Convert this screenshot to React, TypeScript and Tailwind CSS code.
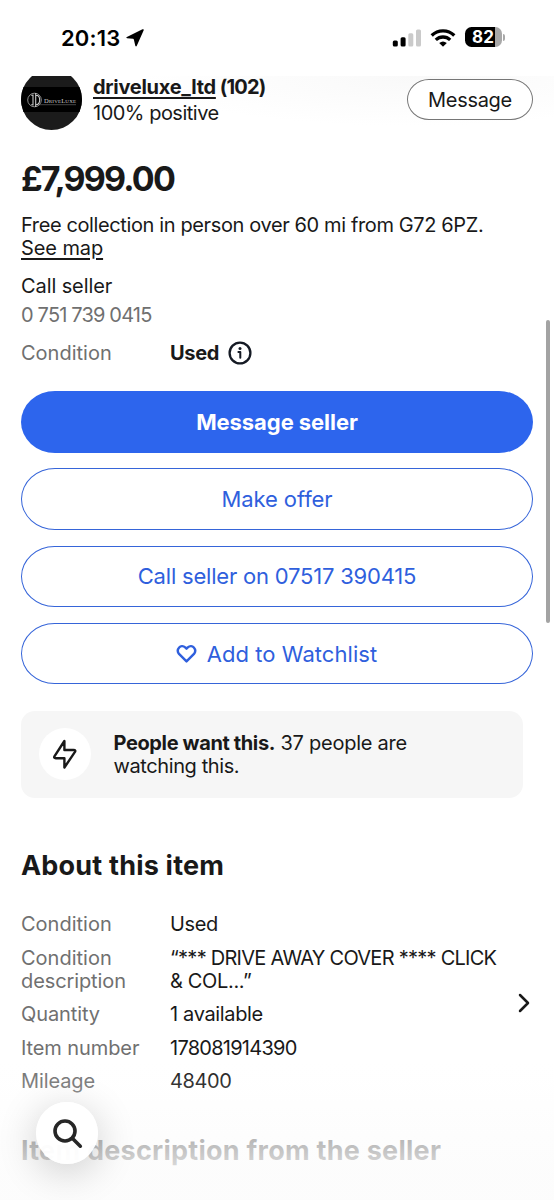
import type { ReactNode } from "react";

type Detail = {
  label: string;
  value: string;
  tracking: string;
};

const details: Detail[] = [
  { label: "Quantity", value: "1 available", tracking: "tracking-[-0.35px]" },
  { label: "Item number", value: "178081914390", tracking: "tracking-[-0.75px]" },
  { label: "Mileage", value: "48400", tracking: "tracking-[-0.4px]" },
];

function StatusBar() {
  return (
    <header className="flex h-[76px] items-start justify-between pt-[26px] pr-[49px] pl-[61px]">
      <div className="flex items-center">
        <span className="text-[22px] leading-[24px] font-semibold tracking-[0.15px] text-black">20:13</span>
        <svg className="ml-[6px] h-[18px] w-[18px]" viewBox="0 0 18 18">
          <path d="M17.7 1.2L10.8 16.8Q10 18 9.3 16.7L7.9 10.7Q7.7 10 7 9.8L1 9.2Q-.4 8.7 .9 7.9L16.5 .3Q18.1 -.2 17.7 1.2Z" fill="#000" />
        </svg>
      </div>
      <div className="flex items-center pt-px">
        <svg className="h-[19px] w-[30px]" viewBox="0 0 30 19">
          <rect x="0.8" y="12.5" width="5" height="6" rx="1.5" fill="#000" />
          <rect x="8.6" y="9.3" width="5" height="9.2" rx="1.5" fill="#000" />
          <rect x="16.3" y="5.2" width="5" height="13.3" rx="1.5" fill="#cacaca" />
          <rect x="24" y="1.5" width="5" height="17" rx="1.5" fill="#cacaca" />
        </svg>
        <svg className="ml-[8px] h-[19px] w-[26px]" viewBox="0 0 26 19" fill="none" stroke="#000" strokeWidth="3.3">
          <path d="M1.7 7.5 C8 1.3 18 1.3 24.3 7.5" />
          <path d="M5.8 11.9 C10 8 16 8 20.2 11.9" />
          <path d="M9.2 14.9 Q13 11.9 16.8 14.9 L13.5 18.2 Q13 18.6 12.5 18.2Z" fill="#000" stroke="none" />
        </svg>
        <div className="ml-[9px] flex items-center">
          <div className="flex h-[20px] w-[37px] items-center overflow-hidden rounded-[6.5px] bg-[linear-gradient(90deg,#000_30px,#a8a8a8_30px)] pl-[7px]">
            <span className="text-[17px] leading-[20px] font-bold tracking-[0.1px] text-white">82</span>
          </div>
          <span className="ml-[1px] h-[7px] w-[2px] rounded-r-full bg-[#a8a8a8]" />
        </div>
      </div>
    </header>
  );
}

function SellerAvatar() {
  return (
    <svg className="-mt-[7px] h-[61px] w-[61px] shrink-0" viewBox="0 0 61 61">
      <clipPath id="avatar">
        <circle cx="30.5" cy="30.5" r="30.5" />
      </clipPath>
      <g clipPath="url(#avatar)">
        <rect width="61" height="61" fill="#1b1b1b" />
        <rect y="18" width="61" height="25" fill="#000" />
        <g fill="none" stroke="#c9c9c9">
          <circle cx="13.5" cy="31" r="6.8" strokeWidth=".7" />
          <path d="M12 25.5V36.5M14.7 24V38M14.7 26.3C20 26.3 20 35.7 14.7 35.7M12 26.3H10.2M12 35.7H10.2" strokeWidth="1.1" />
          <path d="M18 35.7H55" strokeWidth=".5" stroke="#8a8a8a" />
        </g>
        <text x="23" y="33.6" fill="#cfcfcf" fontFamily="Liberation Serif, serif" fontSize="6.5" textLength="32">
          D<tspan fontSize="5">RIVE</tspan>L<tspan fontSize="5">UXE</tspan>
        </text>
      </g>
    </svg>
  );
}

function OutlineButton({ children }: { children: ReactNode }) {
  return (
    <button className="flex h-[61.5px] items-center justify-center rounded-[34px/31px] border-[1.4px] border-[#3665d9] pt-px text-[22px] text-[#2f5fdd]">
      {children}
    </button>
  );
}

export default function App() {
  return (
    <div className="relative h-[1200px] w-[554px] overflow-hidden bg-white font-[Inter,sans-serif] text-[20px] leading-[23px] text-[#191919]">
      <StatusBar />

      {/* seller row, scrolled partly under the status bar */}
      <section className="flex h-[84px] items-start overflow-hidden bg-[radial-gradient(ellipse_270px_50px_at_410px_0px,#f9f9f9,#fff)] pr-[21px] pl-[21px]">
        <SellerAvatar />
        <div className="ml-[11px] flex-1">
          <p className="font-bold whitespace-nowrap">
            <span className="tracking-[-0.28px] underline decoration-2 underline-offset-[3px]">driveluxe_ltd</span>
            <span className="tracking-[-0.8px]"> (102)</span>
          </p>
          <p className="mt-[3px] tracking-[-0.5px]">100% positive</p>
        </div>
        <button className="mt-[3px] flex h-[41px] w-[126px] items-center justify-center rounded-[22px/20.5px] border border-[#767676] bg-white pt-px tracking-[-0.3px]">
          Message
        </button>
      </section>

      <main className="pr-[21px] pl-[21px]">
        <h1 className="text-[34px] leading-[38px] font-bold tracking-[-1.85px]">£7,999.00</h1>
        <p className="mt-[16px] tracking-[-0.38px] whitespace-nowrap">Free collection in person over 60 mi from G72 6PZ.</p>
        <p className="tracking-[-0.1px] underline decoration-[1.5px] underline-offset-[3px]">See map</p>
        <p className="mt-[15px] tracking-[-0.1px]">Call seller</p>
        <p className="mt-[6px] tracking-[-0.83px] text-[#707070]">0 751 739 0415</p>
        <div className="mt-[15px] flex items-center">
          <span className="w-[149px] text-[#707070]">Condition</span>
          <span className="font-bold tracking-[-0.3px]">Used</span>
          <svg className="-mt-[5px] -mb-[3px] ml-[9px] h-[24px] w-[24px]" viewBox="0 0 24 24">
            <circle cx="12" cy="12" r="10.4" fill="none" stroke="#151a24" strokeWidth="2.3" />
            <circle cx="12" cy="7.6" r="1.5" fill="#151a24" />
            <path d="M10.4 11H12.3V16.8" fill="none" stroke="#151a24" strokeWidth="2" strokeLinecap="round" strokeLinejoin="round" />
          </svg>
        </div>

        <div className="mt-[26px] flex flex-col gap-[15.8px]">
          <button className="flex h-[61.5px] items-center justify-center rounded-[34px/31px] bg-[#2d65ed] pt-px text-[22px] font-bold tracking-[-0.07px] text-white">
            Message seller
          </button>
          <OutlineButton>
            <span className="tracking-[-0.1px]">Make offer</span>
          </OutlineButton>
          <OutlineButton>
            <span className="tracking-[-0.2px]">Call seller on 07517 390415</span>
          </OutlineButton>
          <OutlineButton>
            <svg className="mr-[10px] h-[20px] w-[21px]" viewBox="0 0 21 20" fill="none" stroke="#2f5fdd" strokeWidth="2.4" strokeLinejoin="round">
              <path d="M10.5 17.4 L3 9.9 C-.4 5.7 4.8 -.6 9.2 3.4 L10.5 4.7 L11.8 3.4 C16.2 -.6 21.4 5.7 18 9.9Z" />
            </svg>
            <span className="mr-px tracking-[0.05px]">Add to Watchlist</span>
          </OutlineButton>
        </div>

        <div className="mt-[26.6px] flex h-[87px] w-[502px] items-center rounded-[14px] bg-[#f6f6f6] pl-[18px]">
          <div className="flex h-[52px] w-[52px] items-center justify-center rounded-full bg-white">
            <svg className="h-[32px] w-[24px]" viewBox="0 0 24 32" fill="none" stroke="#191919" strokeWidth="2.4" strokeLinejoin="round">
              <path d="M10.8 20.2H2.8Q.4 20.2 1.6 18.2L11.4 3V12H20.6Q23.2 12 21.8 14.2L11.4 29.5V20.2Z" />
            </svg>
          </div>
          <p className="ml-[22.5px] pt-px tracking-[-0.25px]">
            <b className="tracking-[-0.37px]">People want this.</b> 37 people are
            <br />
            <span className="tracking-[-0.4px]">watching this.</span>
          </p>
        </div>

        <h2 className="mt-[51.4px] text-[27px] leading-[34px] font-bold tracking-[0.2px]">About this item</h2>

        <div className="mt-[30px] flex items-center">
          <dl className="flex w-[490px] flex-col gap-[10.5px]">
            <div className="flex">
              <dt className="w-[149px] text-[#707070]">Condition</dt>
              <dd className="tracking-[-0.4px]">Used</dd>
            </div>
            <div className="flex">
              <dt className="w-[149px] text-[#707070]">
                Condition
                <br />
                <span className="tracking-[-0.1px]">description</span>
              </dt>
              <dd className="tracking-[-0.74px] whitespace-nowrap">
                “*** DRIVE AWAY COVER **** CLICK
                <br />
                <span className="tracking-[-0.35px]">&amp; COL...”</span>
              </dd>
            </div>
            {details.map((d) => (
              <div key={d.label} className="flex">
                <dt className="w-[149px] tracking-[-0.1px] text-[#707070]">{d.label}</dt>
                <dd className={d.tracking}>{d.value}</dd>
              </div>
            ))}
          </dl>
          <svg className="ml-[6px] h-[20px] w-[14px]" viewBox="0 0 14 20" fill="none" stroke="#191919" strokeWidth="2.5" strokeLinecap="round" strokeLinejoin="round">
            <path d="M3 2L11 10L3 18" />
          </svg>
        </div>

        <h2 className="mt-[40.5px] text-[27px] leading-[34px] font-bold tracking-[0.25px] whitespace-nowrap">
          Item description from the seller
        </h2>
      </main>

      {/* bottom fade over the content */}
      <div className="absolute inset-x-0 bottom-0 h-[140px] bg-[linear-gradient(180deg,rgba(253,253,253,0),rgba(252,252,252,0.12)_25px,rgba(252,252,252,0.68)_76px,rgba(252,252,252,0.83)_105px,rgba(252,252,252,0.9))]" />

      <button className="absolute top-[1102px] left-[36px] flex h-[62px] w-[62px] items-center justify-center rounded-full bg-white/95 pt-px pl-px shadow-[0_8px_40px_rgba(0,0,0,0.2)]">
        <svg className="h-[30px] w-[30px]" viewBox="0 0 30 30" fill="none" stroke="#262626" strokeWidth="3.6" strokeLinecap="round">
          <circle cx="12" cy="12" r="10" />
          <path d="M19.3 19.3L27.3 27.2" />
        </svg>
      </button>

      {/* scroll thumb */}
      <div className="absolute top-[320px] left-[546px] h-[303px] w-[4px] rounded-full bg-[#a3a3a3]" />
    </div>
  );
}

----------

**What needs to be done:**
Filter the listing for the word "this" and copy every line that holds it.

**Final answer:**
Convert this screenshot to React, TypeScript and Tailwind CSS code.
            <b className="tracking-[-0.37px]">People want this.</b> 37 people are
            <span className="tracking-[-0.4px]">watching this.</span>
        <h2 className="mt-[51.4px] text-[27px] leading-[34px] font-bold tracking-[0.2px]">About this item</h2>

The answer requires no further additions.